*Directions*
Restate the data below word for word. Skip any images it contains.
====
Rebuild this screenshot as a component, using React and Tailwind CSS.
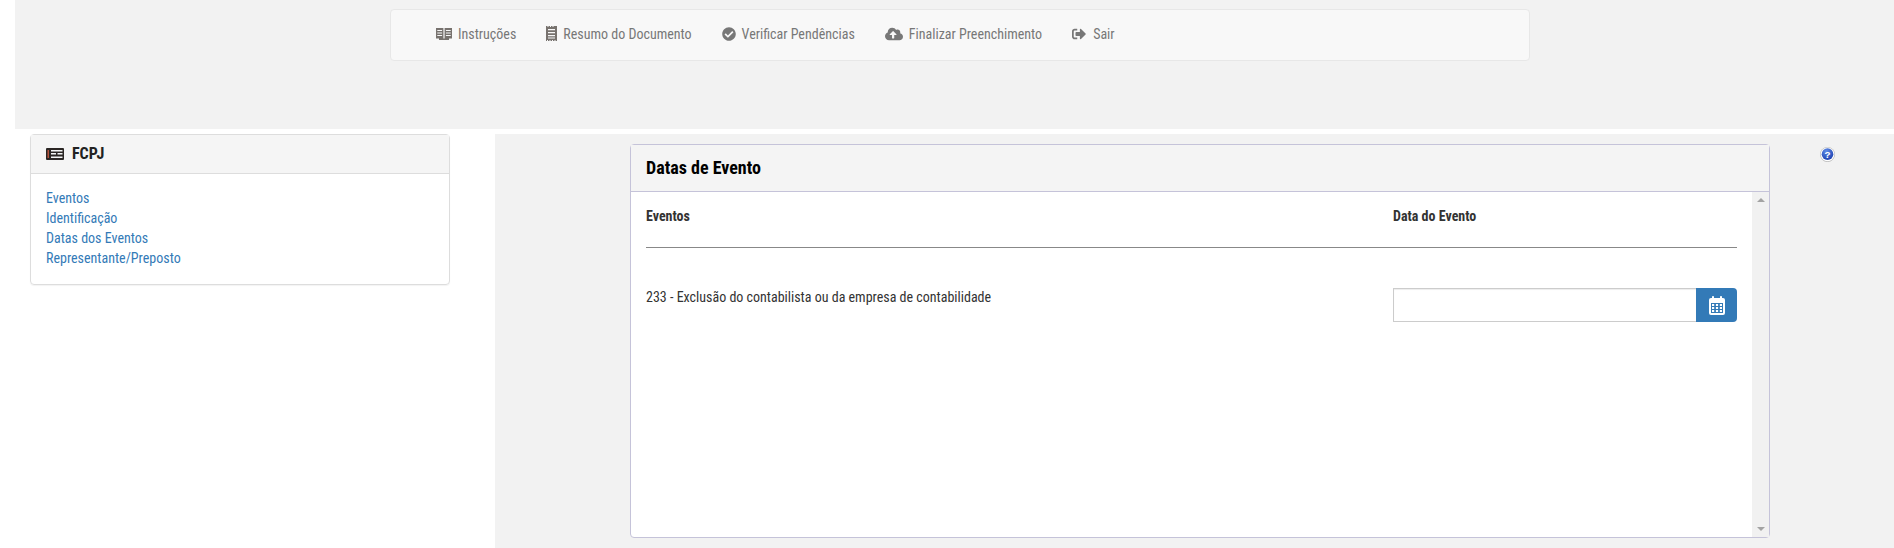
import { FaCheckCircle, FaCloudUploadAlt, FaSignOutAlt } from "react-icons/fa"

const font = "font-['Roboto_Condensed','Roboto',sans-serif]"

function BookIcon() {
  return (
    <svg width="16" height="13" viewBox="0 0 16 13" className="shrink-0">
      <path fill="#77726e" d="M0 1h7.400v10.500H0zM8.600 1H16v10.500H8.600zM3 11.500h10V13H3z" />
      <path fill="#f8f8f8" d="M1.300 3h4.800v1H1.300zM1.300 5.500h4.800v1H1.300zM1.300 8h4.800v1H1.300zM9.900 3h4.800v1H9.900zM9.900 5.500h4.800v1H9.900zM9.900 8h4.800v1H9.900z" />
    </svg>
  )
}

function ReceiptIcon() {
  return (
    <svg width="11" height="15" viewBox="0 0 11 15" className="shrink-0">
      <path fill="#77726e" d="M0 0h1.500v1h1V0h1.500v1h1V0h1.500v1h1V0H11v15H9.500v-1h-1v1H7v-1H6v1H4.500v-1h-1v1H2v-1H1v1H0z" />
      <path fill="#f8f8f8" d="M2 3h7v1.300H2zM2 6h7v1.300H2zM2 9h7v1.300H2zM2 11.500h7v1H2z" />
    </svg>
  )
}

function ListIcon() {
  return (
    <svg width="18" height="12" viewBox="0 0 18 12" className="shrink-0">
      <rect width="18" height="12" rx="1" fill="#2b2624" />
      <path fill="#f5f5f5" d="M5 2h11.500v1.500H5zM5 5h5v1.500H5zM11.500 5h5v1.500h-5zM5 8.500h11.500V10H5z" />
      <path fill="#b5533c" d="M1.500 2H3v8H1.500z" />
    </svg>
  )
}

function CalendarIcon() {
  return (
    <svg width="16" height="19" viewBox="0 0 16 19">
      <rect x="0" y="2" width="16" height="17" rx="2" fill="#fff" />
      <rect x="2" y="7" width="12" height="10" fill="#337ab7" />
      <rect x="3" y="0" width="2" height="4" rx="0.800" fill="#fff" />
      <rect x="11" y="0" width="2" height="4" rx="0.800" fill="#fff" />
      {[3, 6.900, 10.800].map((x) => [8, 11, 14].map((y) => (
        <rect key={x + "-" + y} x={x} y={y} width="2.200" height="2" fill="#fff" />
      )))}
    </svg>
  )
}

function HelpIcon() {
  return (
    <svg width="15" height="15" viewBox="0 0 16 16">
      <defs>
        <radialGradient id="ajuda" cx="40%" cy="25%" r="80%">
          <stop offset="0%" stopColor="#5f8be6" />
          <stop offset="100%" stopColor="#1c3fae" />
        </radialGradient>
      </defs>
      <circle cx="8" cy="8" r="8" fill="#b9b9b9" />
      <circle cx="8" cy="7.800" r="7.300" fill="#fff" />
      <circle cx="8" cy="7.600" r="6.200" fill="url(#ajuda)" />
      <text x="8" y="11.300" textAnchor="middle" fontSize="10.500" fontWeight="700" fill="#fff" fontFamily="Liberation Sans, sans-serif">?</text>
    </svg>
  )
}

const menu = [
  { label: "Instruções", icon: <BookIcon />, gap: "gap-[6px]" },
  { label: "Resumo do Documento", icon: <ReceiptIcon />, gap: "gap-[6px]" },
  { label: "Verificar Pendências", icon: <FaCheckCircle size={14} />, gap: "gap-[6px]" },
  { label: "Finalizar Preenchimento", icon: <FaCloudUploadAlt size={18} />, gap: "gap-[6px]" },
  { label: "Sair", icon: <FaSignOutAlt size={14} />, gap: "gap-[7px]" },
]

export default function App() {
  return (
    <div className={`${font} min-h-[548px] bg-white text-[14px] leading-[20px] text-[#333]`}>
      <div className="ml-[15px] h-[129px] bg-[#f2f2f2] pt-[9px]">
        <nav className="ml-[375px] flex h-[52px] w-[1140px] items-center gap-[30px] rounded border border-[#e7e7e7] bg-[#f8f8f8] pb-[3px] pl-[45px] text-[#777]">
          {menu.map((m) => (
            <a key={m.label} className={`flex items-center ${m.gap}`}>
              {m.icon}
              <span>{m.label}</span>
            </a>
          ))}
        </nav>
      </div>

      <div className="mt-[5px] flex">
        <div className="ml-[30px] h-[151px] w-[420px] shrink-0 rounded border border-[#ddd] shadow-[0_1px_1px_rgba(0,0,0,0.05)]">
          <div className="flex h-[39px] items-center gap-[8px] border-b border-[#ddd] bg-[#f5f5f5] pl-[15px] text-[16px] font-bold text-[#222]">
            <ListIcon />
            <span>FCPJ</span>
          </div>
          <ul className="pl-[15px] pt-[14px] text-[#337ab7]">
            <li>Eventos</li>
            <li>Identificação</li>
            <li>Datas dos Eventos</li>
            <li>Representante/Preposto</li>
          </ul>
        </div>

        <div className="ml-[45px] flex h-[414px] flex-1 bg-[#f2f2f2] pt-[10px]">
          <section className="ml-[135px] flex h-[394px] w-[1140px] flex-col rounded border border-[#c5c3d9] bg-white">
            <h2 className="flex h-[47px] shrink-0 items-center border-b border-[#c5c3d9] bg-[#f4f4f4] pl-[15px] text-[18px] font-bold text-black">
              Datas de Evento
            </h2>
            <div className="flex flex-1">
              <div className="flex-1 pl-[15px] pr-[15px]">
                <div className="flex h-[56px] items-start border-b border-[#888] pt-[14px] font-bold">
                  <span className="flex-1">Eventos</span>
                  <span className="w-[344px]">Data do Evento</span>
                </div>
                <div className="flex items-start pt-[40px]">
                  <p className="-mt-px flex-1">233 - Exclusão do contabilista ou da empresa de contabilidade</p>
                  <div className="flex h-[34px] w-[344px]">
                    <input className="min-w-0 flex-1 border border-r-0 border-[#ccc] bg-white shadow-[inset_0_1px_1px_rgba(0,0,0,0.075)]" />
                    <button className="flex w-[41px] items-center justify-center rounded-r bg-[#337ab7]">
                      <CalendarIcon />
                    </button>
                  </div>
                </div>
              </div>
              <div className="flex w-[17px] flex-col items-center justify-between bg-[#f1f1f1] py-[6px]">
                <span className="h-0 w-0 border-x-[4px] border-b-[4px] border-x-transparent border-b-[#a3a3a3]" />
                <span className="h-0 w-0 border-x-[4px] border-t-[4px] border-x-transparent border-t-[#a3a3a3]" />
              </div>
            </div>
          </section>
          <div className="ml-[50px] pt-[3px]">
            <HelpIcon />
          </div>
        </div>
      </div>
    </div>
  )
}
====
*In response*
Rebuild this screenshot as a component, using React and Tailwind CSS.
import { FaCheckCircle, FaCloudUploadAlt, FaSignOutAlt } from "react-icons/fa"

const font = "font-['Roboto_Condensed','Roboto',sans-serif]"

function BookIcon() {
  return (
    <svg width="16" height="13" viewBox="0 0 16 13" className="shrink-0">
      <path fill="#77726e" d="M0 1h7.400v10.500H0zM8.600 1H16v10.500H8.600zM3 11.500h10V13H3z" />
      <path fill="#f8f8f8" d="M1.300 3h4.800v1H1.300zM1.300 5.500h4.800v1H1.300zM1.300 8h4.800v1H1.300zM9.900 3h4.800v1H9.900zM9.900 5.500h4.800v1H9.900zM9.900 8h4.800v1H9.900z" />
    </svg>
  )
}

function ReceiptIcon() {
  return (
    <svg width="11" height="15" viewBox="0 0 11 15" className="shrink-0">
      <path fill="#77726e" d="M0 0h1.500v1h1V0h1.500v1h1V0h1.500v1h1V0H11v15H9.500v-1h-1v1H7v-1H6v1H4.500v-1h-1v1H2v-1H1v1H0z" />
      <path fill="#f8f8f8" d="M2 3h7v1.300H2zM2 6h7v1.300H2zM2 9h7v1.300H2zM2 11.500h7v1H2z" />
    </svg>
  )
}

function ListIcon() {
  return (
    <svg width="18" height="12" viewBox="0 0 18 12" className="shrink-0">
      <rect width="18" height="12" rx="1" fill="#2b2624" />
      <path fill="#f5f5f5" d="M5 2h11.500v1.500H5zM5 5h5v1.500H5zM11.500 5h5v1.500h-5zM5 8.500h11.500V10H5z" />
      <path fill="#b5533c" d="M1.500 2H3v8H1.500z" />
    </svg>
  )
}

function CalendarIcon() {
  return (
    <svg width="16" height="19" viewBox="0 0 16 19">
      <rect x="0" y="2" width="16" height="17" rx="2" fill="#fff" />
      <rect x="2" y="7" width="12" height="10" fill="#337ab7" />
      <rect x="3" y="0" width="2" height="4" rx="0.800" fill="#fff" />
      <rect x="11" y="0" width="2" height="4" rx="0.800" fill="#fff" />
      {[3, 6.900, 10.800].map((x) => [8, 11, 14].map((y) => (
        <rect key={x + "-" + y} x={x} y={y} width="2.200" height="2" fill="#fff" />
      )))}
    </svg>
  )
}

function HelpIcon() {
  return (
    <svg width="15" height="15" viewBox="0 0 16 16">
      <defs>
        <radialGradient id="ajuda" cx="40%" cy="25%" r="80%">
          <stop offset="0%" stopColor="#5f8be6" />
          <stop offset="100%" stopColor="#1c3fae" />
        </radialGradient>
      </defs>
      <circle cx="8" cy="8" r="8" fill="#b9b9b9" />
      <circle cx="8" cy="7.800" r="7.300" fill="#fff" />
      <circle cx="8" cy="7.600" r="6.200" fill="url(#ajuda)" />
      <text x="8" y="11.300" textAnchor="middle" fontSize="10.500" fontWeight="700" fill="#fff" fontFamily="Liberation Sans, sans-serif">?</text>
    </svg>
  )
}

const menu = [
  { label: "Instruções", icon: <BookIcon />, gap: "gap-[6px]" },
  { label: "Resumo do Documento", icon: <ReceiptIcon />, gap: "gap-[6px]" },
  { label: "Verificar Pendências", icon: <FaCheckCircle size={14} />, gap: "gap-[6px]" },
  { label: "Finalizar Preenchimento", icon: <FaCloudUploadAlt size={18} />, gap: "gap-[6px]" },
  { label: "Sair", icon: <FaSignOutAlt size={14} />, gap: "gap-[7px]" },
]

export default function App() {
  return (
    <div className={`${font} min-h-[548px] bg-white text-[14px] leading-[20px] text-[#333]`}>
      <div className="ml-[15px] h-[129px] bg-[#f2f2f2] pt-[9px]">
        <nav className="ml-[375px] flex h-[52px] w-[1140px] items-center gap-[30px] rounded border border-[#e7e7e7] bg-[#f8f8f8] pb-[3px] pl-[45px] text-[#777]">
          {menu.map((m) => (
            <a key={m.label} className={`flex items-center ${m.gap}`}>
              {m.icon}
              <span>{m.label}</span>
            </a>
          ))}
        </nav>
      </div>

      <div className="mt-[5px] flex">
        <div className="ml-[30px] h-[151px] w-[420px] shrink-0 rounded border border-[#ddd] shadow-[0_1px_1px_rgba(0,0,0,0.05)]">
          <div className="flex h-[39px] items-center gap-[8px] border-b border-[#ddd] bg-[#f5f5f5] pl-[15px] text-[16px] font-bold text-[#222]">
            <ListIcon />
            <span>FCPJ</span>
          </div>
          <ul className="pl-[15px] pt-[14px] text-[#337ab7]">
            <li>Eventos</li>
            <li>Identificação</li>
            <li>Datas dos Eventos</li>
            <li>Representante/Preposto</li>
          </ul>
        </div>

        <div className="ml-[45px] flex h-[414px] flex-1 bg-[#f2f2f2] pt-[10px]">
          <section className="ml-[135px] flex h-[394px] w-[1140px] flex-col rounded border border-[#c5c3d9] bg-white">
            <h2 className="flex h-[47px] shrink-0 items-center border-b border-[#c5c3d9] bg-[#f4f4f4] pl-[15px] text-[18px] font-bold text-black">
              Datas de Evento
            </h2>
            <div className="flex flex-1">
              <div className="flex-1 pl-[15px] pr-[15px]">
                <div className="flex h-[56px] items-start border-b border-[#888] pt-[14px] font-bold">
                  <span className="flex-1">Eventos</span>
                  <span className="w-[344px]">Data do Evento</span>
                </div>
                <div className="flex items-start pt-[40px]">
                  <p className="-mt-px flex-1">233 - Exclusão do contabilista ou da empresa de contabilidade</p>
                  <div className="flex h-[34px] w-[344px]">
                    <input className="min-w-0 flex-1 border border-r-0 border-[#ccc] bg-white shadow-[inset_0_1px_1px_rgba(0,0,0,0.075)]" />
                    <button className="flex w-[41px] items-center justify-center rounded-r bg-[#337ab7]">
                      <CalendarIcon />
                    </button>
                  </div>
                </div>
              </div>
              <div className="flex w-[17px] flex-col items-center justify-between bg-[#f1f1f1] py-[6px]">
                <span className="h-0 w-0 border-x-[4px] border-b-[4px] border-x-transparent border-b-[#a3a3a3]" />
                <span className="h-0 w-0 border-x-[4px] border-t-[4px] border-x-transparent border-t-[#a3a3a3]" />
              </div>
            </div>
          </section>
          <div className="ml-[50px] pt-[3px]">
            <HelpIcon />
          </div>
        </div>
      </div>
    </div>
  )
}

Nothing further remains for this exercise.